- [Instructions to follow] Identify each line in the records below that contains the word "index", and copy it.

-- Start of Input data --

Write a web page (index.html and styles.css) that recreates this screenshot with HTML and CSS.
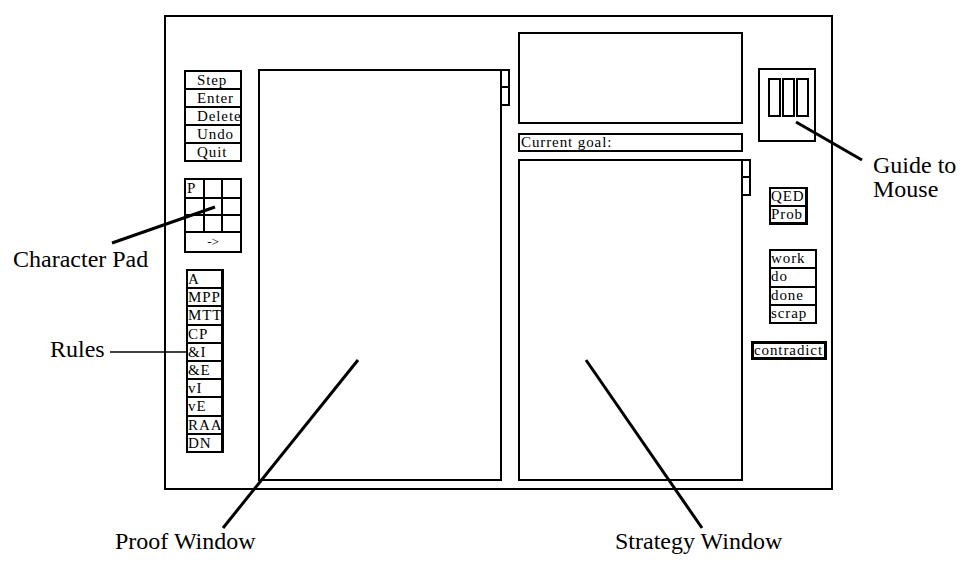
FILE: index.html
```html
<!DOCTYPE html>
<html>
<head>
<meta charset="utf-8">
<link rel="stylesheet" href="styles.css">
</head>
<body>
<div class="figure">
  <div class="frame">
    <div class="col-left">
      <div class="btns">
        <div class="btn">Step</div>
        <div class="btn">Enter</div>
        <div class="btn">Delete</div>
        <div class="btn">Undo</div>
        <div class="btn">Quit</div>
      </div>
      <div class="pad">
        <div class="cell">P</div><div class="cell"></div><div class="cell"></div>
        <div class="cell"></div><div class="cell"></div><div class="cell"></div>
        <div class="cell"></div><div class="cell"></div><div class="cell"></div>
        <div class="arrow">-&gt;</div>
      </div>
      <div class="rules">
        <div class="rule">A</div>
        <div class="rule">MPP</div>
        <div class="rule">MTT</div>
        <div class="rule">CP</div>
        <div class="rule">&amp;I</div>
        <div class="rule">&amp;E</div>
        <div class="rule">vI</div>
        <div class="rule">vE</div>
        <div class="rule">RAA</div>
        <div class="rule">DN</div>
      </div>
    </div>
    <div class="col-proof">
      <div class="win">
        <div class="tabs"><div class="tab"></div><div class="tab"></div></div>
      </div>
    </div>
    <div class="col-mid">
      <div class="topbox"></div>
      <div class="goal">Current goal:</div>
      <div class="win strategy">
        <div class="tabs"><div class="tab"></div><div class="tab"></div></div>
      </div>
    </div>
    <div class="col-right">
      <div class="guide">
        <div class="mouse"><div class="mbtn"></div><div class="mbtn"></div><div class="mbtn"></div></div>
      </div>
      <div class="stack qed"><div class="item">QED</div><div class="item">Prob</div></div>
      <div class="stack work">
        <div class="item">work</div>
        <div class="item">do</div>
        <div class="item">done</div>
        <div class="item">scrap</div>
      </div>
      <div class="contra">contradict</div>
    </div>
  </div>

  <svg class="leaders" width="974" height="566" viewBox="0 0 974 566">
    <line x1="796" y1="122" x2="862" y2="160" class="thick"/>
    <line x1="215" y1="207" x2="112" y2="243" class="thick"/>
    <line x1="110" y1="352" x2="187" y2="352" class="thin"/>
    <line x1="358" y1="360" x2="223" y2="528" class="thick"/>
    <line x1="586" y1="360" x2="702" y2="528" class="thick"/>
  </svg>

  <div class="lbl l-guide">Guide to<br>Mouse</div>
  <div class="lbl l-pad">Character Pad</div>
  <div class="lbl l-rules">Rules</div>
  <div class="lbl l-proof">Proof Window</div>
  <div class="lbl l-strat">Strategy Window</div>
</div>
</body>
</html>
```

FILE: styles.css
```css
* { box-sizing: border-box; }
body {
  margin: 0;
  background: #fff;
  color: #000;
  font-family: "Liberation Serif", "Times New Roman", serif;
}
.figure {
  position: relative;
  width: 974px;
  height: 566px;
  padding: 15px 0 0 164px;
  overflow: hidden;
}
.frame {
  width: 669px;
  height: 475px;
  border: 2px solid #000;
  display: flex;
  padding: 0 4px 7px 18px;
  font-size: 15px;
  letter-spacing: 0.9px;
}

/* left column */
.col-left {
  width: 58px;
  padding-top: 53px;
  display: flex;
  flex-direction: column;
  gap: 16px;
}
.btns {
  display: flex;
  flex-direction: column;
  gap: 2px;
  background: #000;
  padding: 2px;
  height: 92px;
}
.btn {
  flex: 1;
  background: #fff;
  line-height: 16px;
  padding-left: 11px;
  white-space: nowrap;
  overflow-x: clip;
  overflow-y: visible;
}
.pad {
  display: grid;
  grid-template-columns: repeat(3, 1fr);
  grid-template-rows: 17px 15px 15px 18px;
  gap: 2px;
  background: #000;
  padding: 2px;
  height: 75px;
  width: 58px;
}
.cell {
  background: #fff;
  line-height: 16px;
  padding-left: 1px;
}
.arrow {
  grid-column: 1 / 4;
  background: #fff;
  font-size: 13px;
  line-height: 18px;
  text-align: center;
  letter-spacing: 0;
}
.rules {
  margin-left: 2px;
  width: 38px;
  height: 184px;
  display: flex;
  flex-direction: column;
  gap: 2px;
  background: #000;
  padding: 2px 3px 2px 2px;
}
.rule {
  flex: 1;
  background: #fff;
  line-height: 16px;
  white-space: nowrap;
  overflow-x: clip;
  overflow-y: visible;
}

/* windows */
.col-proof {
  width: 244px;
  margin-left: 16px;
  padding-top: 52px;
  display: flex;
  flex-direction: column;
}
.win {
  flex: 1;
  border: 2px solid #000;
  position: relative;
}
.tabs {
  position: absolute;
  left: 100%;
  top: -2px;
  width: 10px;
  display: flex;
  flex-direction: column;
}
.tab {
  height: 19px;
  border: 2px solid #000;
  border-left: none;
}
.tab + .tab { border-top: none; height: 18px; }

.col-mid {
  width: 225px;
  margin-left: 16px;
  padding-top: 15px;
  display: flex;
  flex-direction: column;
}
.topbox {
  height: 92px;
  border: 2px solid #000;
}
.goal {
  margin-top: 9px;
  height: 19px;
  border: 2px solid #000;
  line-height: 15px;
  padding-left: 1px;
}
.strategy { margin-top: 7px; }

/* right column */
.col-right {
  width: 76px;
  margin-left: 8px;
  padding-top: 51px;
  display: flex;
  flex-direction: column;
  align-items: flex-start;
}
.guide {
  margin-left: 7px;
  width: 58px;
  height: 74px;
  border: 2px solid #000;
  padding: 8px 0 0 8px;
}
.mouse {
  display: flex;
  gap: 1px;
}
.mbtn {
  width: 13px;
  height: 39px;
  border: 2px solid #000;
}
.stack {
  margin-left: 18px;
  display: flex;
  flex-direction: column;
  gap: 2px;
  background: #000;
}
.qed {
  margin-top: 45px;
  width: 39px;
  height: 38px;
  padding: 2px 3px 3px 2px;
}
.work {
  margin-top: 24px;
  width: 48px;
  height: 75px;
  padding: 2px;
}
.item {
  flex: 1;
  background: #fff;
  line-height: 15px;
  white-space: nowrap;
  overflow-x: clip;
  overflow-y: visible;
}
.contra {
  margin-top: 17px;
  width: 76px;
  height: 19px;
  border: 3px solid #000;
  line-height: 13px;
  white-space: nowrap;
  overflow-x: clip;
  overflow-y: visible;
}

/* annotations */
.leaders {
  position: absolute;
  left: 0;
  top: 0;
  pointer-events: none;
}
.leaders line { stroke: #000; }
.leaders .thick { stroke-width: 3; }
.leaders .thin { stroke-width: 1.5; }
.lbl {
  position: absolute;
  font-size: 24px;
  line-height: 24px;
  white-space: nowrap;
}
.l-guide { left: 873px; top: 153px; }
.l-pad { left: 13px; top: 247px; }
.l-rules { left: 50px; top: 337px; }
.l-proof { left: 115px; top: 529px; }
.l-strat { left: 615px; top: 529px; }
```
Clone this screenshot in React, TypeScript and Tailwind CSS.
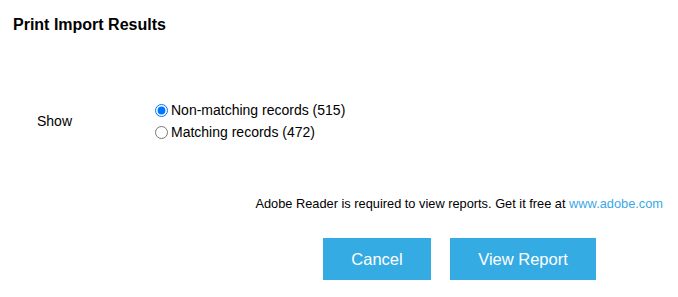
import React, { useState } from "react";

export default function App() {
  const [choice, setChoice] = useState("non");

  return (
    <div className="w-[678px] h-[297px] bg-white text-black font-['Liberation_Sans',Arial,sans-serif]">
      <h1 className="pl-[13px] pt-[16px] text-[16px] font-bold leading-[18px]">Print Import Results</h1>

      <div className="flex mt-[65px]">
        <div className="w-[155px] pl-[37px] pt-[12px] text-[14px] leading-[20px]">Show</div>
        <div className="flex flex-col text-[14px] leading-[22px]">
          <label className="flex items-center gap-[3px]">
            <input
              type="radio"
              name="show"
              checked={choice === "non"}
              onChange={() => setChoice("non")}
              className="m-0 w-[13px] h-[13px] accent-[#0075ff]"
            />
            Non-matching records (515)
          </label>
          <label className="flex items-center gap-[3px]">
            <input
              type="radio"
              name="show"
              checked={choice === "match"}
              onChange={() => setChoice("match")}
              className="m-0 w-[13px] h-[13px] accent-[#0075ff]"
            />
            Matching records (472)
          </label>
        </div>
      </div>

      <p className="mt-[53px] pr-[15px] text-right text-[12.8px] leading-[16px]">
        Adobe Reader is required to view reports. Get it free at{" "}
        <a href="#" className="text-[#3aa8e6]">www.adobe.com</a>
      </p>

      <div className="flex justify-end gap-[19px] pr-[82px] mt-[26px]">
        <button className="w-[108px] h-[42px] bg-[#35abe4] text-white text-[16.5px]">Cancel</button>
        <button className="w-[146px] h-[42px] bg-[#35abe4] text-white text-[16.5px]">View Report</button>
      </div>
    </div>
  );
}
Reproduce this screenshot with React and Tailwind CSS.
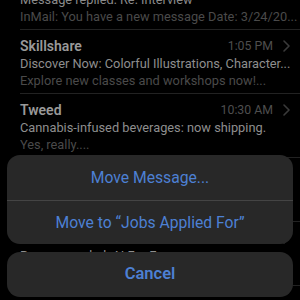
import React from "react";

const rows = [
  {
    from: "Skillshare",
    time: "1:05 PM",
    line1: "Discover Now: Colorful Illustrations, Character...",
    line2: "Explore new classes and workshops now!...",
  },
  {
    from: "Tweed",
    time: "10:30 AM",
    line1: "Cannabis-infused beverages: now shipping.",
    line2: "Yes, really....",
  },
  {
    from: "Indeed",
    time: "9:41 AM",
    line1: "New jobs for you",
    line2: "See the latest openings...",
  },
  {
    from: "Coursera",
    time: "9:12 AM",
    line1: "Recommended: AI For Everyone",
    line2: "Start learning today...",
  },
];

const Chevron = () => (
  <svg width="7" height="12" viewBox="0 0 7 12" fill="none">
    <path d="M1 1l5 5-5 5" stroke="#3a3a3a" strokeWidth="1.6" strokeLinecap="round" strokeLinejoin="round" />
  </svg>
);

const App = () => {
  return (
    <div
      className="relative w-[300px] h-[300px] overflow-hidden bg-black"
      style={{ fontFamily: "Roboto, 'Liberation Sans', sans-serif" }}
    >
      {/* mail list behind the sheet */}
      <div className="ml-[20px]">
        <div className="-mt-[9px] pb-[4px] border-b border-[#222]">
          <div className="text-[12.8px] leading-[17px] text-[#8a8a8a] whitespace-nowrap">Message replied: Re: Interview</div>
          <div className="text-[12.8px] leading-[17px] text-[#4a4a4a] whitespace-nowrap">InMail: You have a new message Date: 3/24/20...</div>
        </div>
        {rows.map((r) => (
          <div key={r.from} className="pt-[7px] pb-[4px] pr-[10px] border-b border-[#222]">
            <div className="flex items-center h-[18px]">
              <span className="text-[14px] font-semibold text-[#999] flex-1">{r.from}</span>
              <span className="text-[12.3px] text-[#4e4e4e] mr-[10px]">{r.time}</span>
              <Chevron />
            </div>
            <div className="text-[12.8px] leading-[17px] text-[#8e8e8e] whitespace-nowrap overflow-hidden">{r.line1}</div>
            <div className="text-[12.8px] leading-[17px] text-[#4a4a4a] whitespace-nowrap overflow-hidden">{r.line2}</div>
          </div>
        ))}
      </div>

      {/* action sheet */}
      <div className="absolute left-[7px] right-[7px] bottom-[3px] flex flex-col gap-[8px]">
        <div className="rounded-[13px] bg-[#282828] overflow-hidden">
          <div className="h-[46px] flex items-center justify-center text-[15.7px] text-[#4d80d4] border-b border-[#444]">
            Move Message...
          </div>
          <div className="h-[43px] flex items-center justify-center text-[15.7px] text-[#4d80d4]">
            Move to “Jobs Applied For”
          </div>
        </div>
        <div className="h-[45px] rounded-[13px] bg-[#282828] flex items-center justify-center text-[16.5px] font-semibold text-[#4d80d4]">
          Cancel
        </div>
      </div>
    </div>
  );
};

export default App;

-- End of Input data --

- [Right answer]
Write a web page (index.html and styles.css) that recreates this screenshot with HTML and CSS.
FILE: index.html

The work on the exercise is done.